新 米

No.72 / 2009年9月21日配信

 わずかな仕送りはとうに底をつき、頼みのアルバイト代も使い果たした後に待っているのは「腹ぺこ地獄」との戦いです。一袋35円の味噌ラーメンを極力太らしてありがたく食べる、一日唯一の食事。余力のない故郷の実家に「お金がないので至急送ってくれ」とお願いするわけにはいかないのです。辛抱、辛抱。ずいぶん昔、大学2年の秋の話です。
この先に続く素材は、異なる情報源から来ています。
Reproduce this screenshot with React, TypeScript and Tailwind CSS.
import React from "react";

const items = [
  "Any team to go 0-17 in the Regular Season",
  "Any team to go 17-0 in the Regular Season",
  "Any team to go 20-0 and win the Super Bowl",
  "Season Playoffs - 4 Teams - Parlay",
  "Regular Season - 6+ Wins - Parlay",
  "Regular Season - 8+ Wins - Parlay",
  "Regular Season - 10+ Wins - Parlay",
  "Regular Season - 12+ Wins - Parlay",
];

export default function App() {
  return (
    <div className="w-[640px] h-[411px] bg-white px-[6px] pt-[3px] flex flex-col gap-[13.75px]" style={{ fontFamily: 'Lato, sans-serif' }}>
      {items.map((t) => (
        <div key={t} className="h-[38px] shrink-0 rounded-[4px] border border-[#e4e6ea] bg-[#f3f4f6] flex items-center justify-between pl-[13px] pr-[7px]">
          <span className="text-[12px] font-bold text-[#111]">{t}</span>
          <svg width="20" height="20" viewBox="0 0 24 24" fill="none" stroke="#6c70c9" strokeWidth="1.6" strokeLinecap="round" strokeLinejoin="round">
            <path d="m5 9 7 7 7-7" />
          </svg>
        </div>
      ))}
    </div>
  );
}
 学生アパートの公衆電話代までも節約していた私にも、重要な情報はしっかり届くので不思議なものです。久しぶりの講義から学生アパートにフラフラとたどり着くなり、管理人のおじいさんから「F君から電話があったよ」と声を掛けられました。早速、10円玉を握りしめてピンクの公衆電話に向かいます。北陸出身の友人に、故郷の親から米が届いたという話です。
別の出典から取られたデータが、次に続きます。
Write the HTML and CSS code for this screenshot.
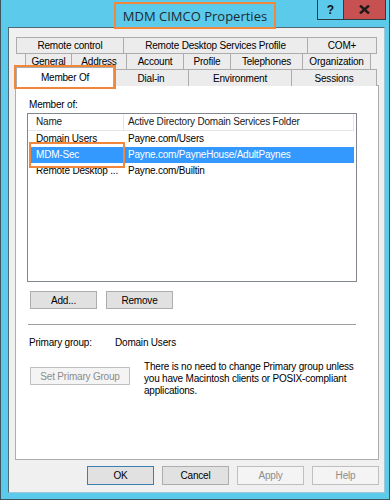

 やった!友人F君の実家(農家)からの新米です。すぐに食塩の小ビンをポケットに突っ込んで友人のアパートに。ワンダーフォーゲル部に属していたF君はコッフェルの蓋を皿にして、炊きたての白く輝くご飯を僕に差し出してくれました。湯気が立つアツアツのご飯に食塩をぱらりとふりかけ、無言でご飯だけを食べ続ける二人。「ふ~っ、旨かった」「そりゃそうや、新米やからな」「ごっつい贅沢やったな~」「そやけどお前、なんでか塩だけは持っとんやな」 いまだにその味が忘れられません。それでこの収穫の季節になると、必ず新米を楽しむようにしています。ずいぶん交流が途絶えて久しいけど、F君は元気にしているかしら。伝承かめ壷造り・本格芋焼酎「幸蔵」をやりながら学生時代を思い浮かべます。ところで、秋になると丹波篠山の実家から、どっさりと松茸を送ってもらっていたアパートの先輩は今は何処に?松茸も旨かったな~。少し気になる季節です。